> _Goal_: Your copy of the material below should match it exactly, except that it holds no pictures.

++++ Collected material

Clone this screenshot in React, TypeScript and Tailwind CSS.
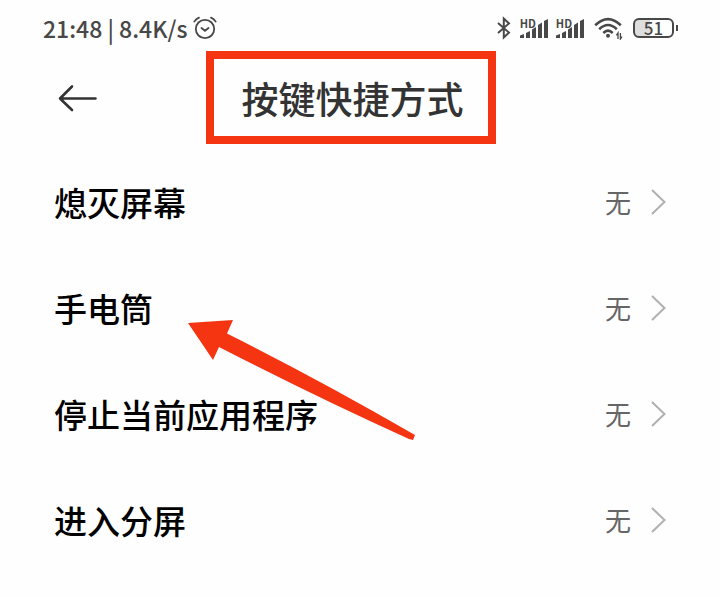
import React from 'react'

interface Shortcut {
  id: string
  label: string
  value: string
}

const shortcuts: Shortcut[] = [
  { id: 'screen-off', label: '熄灭屏幕', value: '无' },
  { id: 'torch', label: '手电筒', value: '无' },
  { id: 'close-app', label: '停止当前应用程序', value: '无' },
  { id: 'split-screen', label: '进入分屏', value: '无' },
]

function AlarmIcon() {
  return (
    <svg width="24" height="24" viewBox="0 0 24 24" fill="none" stroke="currentColor" strokeWidth="1.8" strokeLinecap="round">
      <circle cx="12" cy="13" r="9.2" />
      <path d="M8.5 12l3.5 2.8 3.5-2.8" />
      <path d="M1.3 5.6Q3 2.8 6 1.7M22.7 5.6Q21 2.8 18 1.7" />
    </svg>
  )
}

function BluetoothIcon() {
  return (
    <svg width="16" height="24" viewBox="0 0 16 24" fill="none" stroke="currentColor" strokeWidth="2">
      <path d="M2 7l11 9.6-5.2 4.9V2.5L13 7.4 2 17" />
    </svg>
  )
}

function SignalIcon() {
  return (
    <div className="flex items-end">
      <span className="-mr-4 self-start text-[11px] leading-[10px] font-bold">HD</span>
      <svg width="28" height="21" viewBox="0 0 28 21" fill="currentColor">
        <path d="M0 20v-2.500l4-1.500v4zM6 20v-5l4-2V20zM12 20v-8.500l4-2.500V20zM18 20V7l4-2.500V20zM24 20V3l4-2V20z" />
      </svg>
    </div>
  )
}

function WifiIcon() {
  return (
    <svg width="29" height="24" viewBox="0 0 29 24" fill="none" stroke="currentColor" strokeWidth="2.6">
      <path d="M1.200 9.300Q14 -3 26.800 9.300" />
      <path d="M5.200 13.200Q14 4.800 22.800 13.200" />
      <path d="M9.300 17Q14 12.400 18.700 17" />
      <circle cx="14" cy="19.800" r="2" fill="currentColor" stroke="none" />
      <path d="M24 23v-6l-1.600 2.400M26.400 17v6l1.600-2.400" strokeWidth="1.3" />
    </svg>
  )
}

function Battery() {
  return (
    <div className="flex items-center">
      <div className="flex h-5 w-[41px] items-center justify-center rounded-md border-2 border-current bg-linear-to-r from-[#dedede] from-40% to-white to-40% text-[17px] leading-4 font-medium">
        51
      </div>
      <div className="ml-0.5 h-1.5 w-0.5 bg-current" />
    </div>
  )
}

function StatusBar() {
  return (
    <div className="flex h-[51px] items-center justify-between pt-[5px] pr-[42px] pl-[43px] text-[#484848]">
      <div className="flex items-center gap-1.5 text-[23px] leading-6 font-medium">
        <span>21:48 | 8.4K/s</span>
        <AlarmIcon />
      </div>
      <div className="flex items-center gap-2">
        <BluetoothIcon />
        <SignalIcon />
        <SignalIcon />
        <div className="flex items-center gap-2.5 pl-0.5">
          <WifiIcon />
          <Battery />
        </div>
      </div>
    </div>
  )
}

function Header() {
  return (
    <header className="grid grid-cols-[1fr_auto_1fr] items-center pr-[77px] pl-[58px] text-[#333]">
      <button type="button" aria-label="返回" className="justify-self-start">
        <svg width="39" height="28" viewBox="0 0 39 28" fill="none" stroke="currentColor" strokeWidth="2.6" strokeLinecap="round" strokeLinejoin="round">
          <path d="M37.500 14.500H2M14 2.500L2 14.500l12 11.500" />
        </svg>
      </button>
      <h1 className="flex h-[93px] items-center border-8 border-[#f53511] pr-6 pl-7 text-[37px] leading-[52px] font-medium">
        按键快捷方式
      </h1>
    </header>
  )
}

function ShortcutRow({ label, value }: Shortcut) {
  return (
    <li>
      <button type="button" className="flex h-[106px] w-full items-center justify-between px-[54px] text-left">
        <span className="text-[33px] leading-10 font-medium text-black">{label}</span>
        <span className="flex items-center gap-5 text-[26px] leading-10 text-[#666]">
          {value}
          <svg width="15" height="26" viewBox="0 0 15 26" fill="none" stroke="#b0b0b0" strokeWidth="2">
            <path d="M1 1l12.500 12L1 25" />
          </svg>
        </span>
      </button>
    </li>
  )
}

export default function App() {
  return (
    <div className="relative min-h-screen bg-[#fefefe] font-['Noto_Sans_CJK_SC',sans-serif]" lang="zh-CN">
      <StatusBar />
      <Header />
      <ul className="pt-[5px]">
        {shortcuts.map((item) => (
          <ShortcutRow key={item.id} {...item} />
        ))}
      </ul>
      {/* pointer towards the torch entry */}
      <svg className="pointer-events-none absolute top-80 left-[188px]" width="228" height="121" viewBox="0 0 228 121" fill="#f53511" aria-hidden="true">
        <path d="M0 3L45 0l-6 13.500Q132 60 227 115l-2 5-4-1Q130 78 31 27l-6 13z" />
      </svg>
    </div>
  )
}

++++++++

> _The output_:
Clone this screenshot in React, TypeScript and Tailwind CSS.
import React from 'react'

interface Shortcut {
  id: string
  label: string
  value: string
}

const shortcuts: Shortcut[] = [
  { id: 'screen-off', label: '熄灭屏幕', value: '无' },
  { id: 'torch', label: '手电筒', value: '无' },
  { id: 'close-app', label: '停止当前应用程序', value: '无' },
  { id: 'split-screen', label: '进入分屏', value: '无' },
]

function AlarmIcon() {
  return (
    <svg width="24" height="24" viewBox="0 0 24 24" fill="none" stroke="currentColor" strokeWidth="1.8" strokeLinecap="round">
      <circle cx="12" cy="13" r="9.2" />
      <path d="M8.5 12l3.5 2.8 3.5-2.8" />
      <path d="M1.3 5.6Q3 2.8 6 1.7M22.7 5.6Q21 2.8 18 1.7" />
    </svg>
  )
}

function BluetoothIcon() {
  return (
    <svg width="16" height="24" viewBox="0 0 16 24" fill="none" stroke="currentColor" strokeWidth="2">
      <path d="M2 7l11 9.6-5.2 4.9V2.5L13 7.4 2 17" />
    </svg>
  )
}

function SignalIcon() {
  return (
    <div className="flex items-end">
      <span className="-mr-4 self-start text-[11px] leading-[10px] font-bold">HD</span>
      <svg width="28" height="21" viewBox="0 0 28 21" fill="currentColor">
        <path d="M0 20v-2.500l4-1.500v4zM6 20v-5l4-2V20zM12 20v-8.500l4-2.500V20zM18 20V7l4-2.500V20zM24 20V3l4-2V20z" />
      </svg>
    </div>
  )
}

function WifiIcon() {
  return (
    <svg width="29" height="24" viewBox="0 0 29 24" fill="none" stroke="currentColor" strokeWidth="2.6">
      <path d="M1.200 9.300Q14 -3 26.800 9.300" />
      <path d="M5.200 13.200Q14 4.800 22.800 13.200" />
      <path d="M9.300 17Q14 12.400 18.700 17" />
      <circle cx="14" cy="19.800" r="2" fill="currentColor" stroke="none" />
      <path d="M24 23v-6l-1.600 2.400M26.400 17v6l1.600-2.400" strokeWidth="1.3" />
    </svg>
  )
}

function Battery() {
  return (
    <div className="flex items-center">
      <div className="flex h-5 w-[41px] items-center justify-center rounded-md border-2 border-current bg-linear-to-r from-[#dedede] from-40% to-white to-40% text-[17px] leading-4 font-medium">
        51
      </div>
      <div className="ml-0.5 h-1.5 w-0.5 bg-current" />
    </div>
  )
}

function StatusBar() {
  return (
    <div className="flex h-[51px] items-center justify-between pt-[5px] pr-[42px] pl-[43px] text-[#484848]">
      <div className="flex items-center gap-1.5 text-[23px] leading-6 font-medium">
        <span>21:48 | 8.4K/s</span>
        <AlarmIcon />
      </div>
      <div className="flex items-center gap-2">
        <BluetoothIcon />
        <SignalIcon />
        <SignalIcon />
        <div className="flex items-center gap-2.5 pl-0.5">
          <WifiIcon />
          <Battery />
        </div>
      </div>
    </div>
  )
}

function Header() {
  return (
    <header className="grid grid-cols-[1fr_auto_1fr] items-center pr-[77px] pl-[58px] text-[#333]">
      <button type="button" aria-label="返回" className="justify-self-start">
        <svg width="39" height="28" viewBox="0 0 39 28" fill="none" stroke="currentColor" strokeWidth="2.6" strokeLinecap="round" strokeLinejoin="round">
          <path d="M37.500 14.500H2M14 2.500L2 14.500l12 11.500" />
        </svg>
      </button>
      <h1 className="flex h-[93px] items-center border-8 border-[#f53511] pr-6 pl-7 text-[37px] leading-[52px] font-medium">
        按键快捷方式
      </h1>
    </header>
  )
}

function ShortcutRow({ label, value }: Shortcut) {
  return (
    <li>
      <button type="button" className="flex h-[106px] w-full items-center justify-between px-[54px] text-left">
        <span className="text-[33px] leading-10 font-medium text-black">{label}</span>
        <span className="flex items-center gap-5 text-[26px] leading-10 text-[#666]">
          {value}
          <svg width="15" height="26" viewBox="0 0 15 26" fill="none" stroke="#b0b0b0" strokeWidth="2">
            <path d="M1 1l12.500 12L1 25" />
          </svg>
        </span>
      </button>
    </li>
  )
}

export default function App() {
  return (
    <div className="relative min-h-screen bg-[#fefefe] font-['Noto_Sans_CJK_SC',sans-serif]" lang="zh-CN">
      <StatusBar />
      <Header />
      <ul className="pt-[5px]">
        {shortcuts.map((item) => (
          <ShortcutRow key={item.id} {...item} />
        ))}
      </ul>
      {/* pointer towards the torch entry */}
      <svg className="pointer-events-none absolute top-80 left-[188px]" width="228" height="121" viewBox="0 0 228 121" fill="#f53511" aria-hidden="true">
        <path d="M0 3L45 0l-6 13.500Q132 60 227 115l-2 5-4-1Q130 78 31 27l-6 13z" />
      </svg>
    </div>
  )
}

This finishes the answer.